5 December 2018

Secretariat 14 December 2018

'Big Data and Higher Education'

Dr Paul Feldman, Chief Executive, Jisc

Richard Puttock, Head of Data, Foresight and Analysis, Office for Students

Duncan Ross, Data and Analytics Director, Times Higher Education

 

Paul Feldman opened his contribution by explaining the role and history of Jisc as the digital body for tertiary education and research that was charged with developing the capability of the sector.

Turning to their current major project on learning analytics, he explained that they were collecting as much digital data as possible on students and a heuristic is run against the collected data in order to provide indicators as to which students may not be fulfilling their potential. He added this could include students at risk of dropping out of study, including those from disadvantaged backgrounds, or those who had the potential to be high achievers but were not participating as well as they could.

The current iteration of the project involved exploring how such analytics could identify students that were suffering with mental health issues. He also said they hoped to mine data to create a phenomenal resource for education researchers to identify excellent teaching practice.

The next major research programme was on ‘intelligent campuses’ which would see new data that tracked students around the campus, for instance to monitor their attendance at tutorials, the library or a canteen, with learning analytics data.

He acknowledged that the IT was only part of the solution and the bigger question was how to deal with the answers that emerged, such as through human interaction with tutors. Turning to ethics, he said they had agreed a code of ethics with the National Union of Students (NUS) which all institutions working with Jisc had to sign up to; processes had changed since the introduction of GDPR.

 

Richard Puttock told attendees that the Office for Students (OfS) had last week published its first data strategy that would be evolving as discussion progress on the principles and approach the new regulator would take. Two of the key principles of the strategy centred around transparency and reducing the burden on providers. He stressed that the different between the OfS and HEFCE was that the latter focused solely on providers rather than students.

He stressed that the ability to link data sets was crucial, particularly in terms of progress from school. LEO data was not the only option in terms of understanding student outcomes he said, speaking about the role of the graduate outcomes survey which would give softer data about how students value their careers and general university experience.

Turning to more specific areas of work he spoke about three areas: registration and ongoing regulation of individual providers, access and participation and the Teaching Excellence Framework (TEF). On the first area he explained that dashboards had been created to register providers on quality and outcomes; a whole suite of viability and financial sustainability measures had been created he added. There had been a recent change of direction in terms of providers no longer being asked just to make financial forecasts, but also stress testing looking at different financial scenarios would be implemented.

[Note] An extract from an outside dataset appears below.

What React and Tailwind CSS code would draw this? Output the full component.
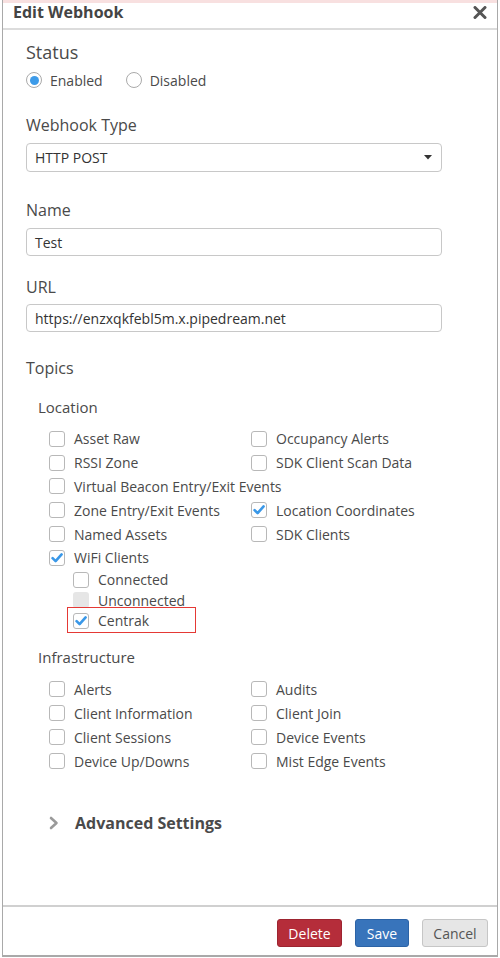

Touching on the role of the director of access and participation, he said new legislation would let the OfS be more focused on outcomes and that they would publish annual access and participation data sets with standardised measures to enable the public to see what providers were doing.

Finally on the TEF and informed student choice, he stressed that more data did not necessarily lead to better choices and therefore a more nuanced, student-centric offer needed to be provided; the Unistats website would be redesigned for this purpose. He then touched on the appointment of Dame Shirley Pearce as independent reviewer of the TEF and the data that would be published.

 

Duncan Ross gave a brief history of THE and the way the group had transformed itself into a data-led business to produce university rankings. He stressed that research metrics were important as well as teaching metrics, and that THE had started to explore how it could compare teaching internationally and also looking at universities’ contribution to the Sustainable Development Goals (SDGs).

He described how higher education was a very international ‘business’ with an increasing number of students travelling internationally to learn at undergraduate level. The introduction of a fee system had had the effect of internationalising higher education to some degree due to students in the UK and abroad seeing their education as an investment. Various governments around the world, and particularly China and Singapore, were increasingly investing in higher education. He then gave the example of Shenzhen a former fishing village in China that had been transformed and now hosted a large university, SUSTech with an international recruitment strategy.

He praised the introduction of College Scorecard data in the US which he thought was a great measure of post-matriculation median salary. He stressed that the data used by THE was not ‘big data’ unlike the rich transactional data sets that Richard and Paul had been discussing.

Referring to the learning analytics data described by Paul, Duncan said it would be helpful to understand at which point universities should be worried about students’ performance given that people learnt in different ways. He also stressed that consent should not be the end point for big data ethics as there would always be false positives and negatives and therefore an intervention based on this could be damaging.

Duncan concluded his remarks by referring to interesting examples of the use of data by Queensland University of Technology and Coventry University and a contentious example from a Chinese university that had started to monitor their students’ spending in the cafeteria and would automatically put money into their accounts if they noticed spending was always on the cheapest item.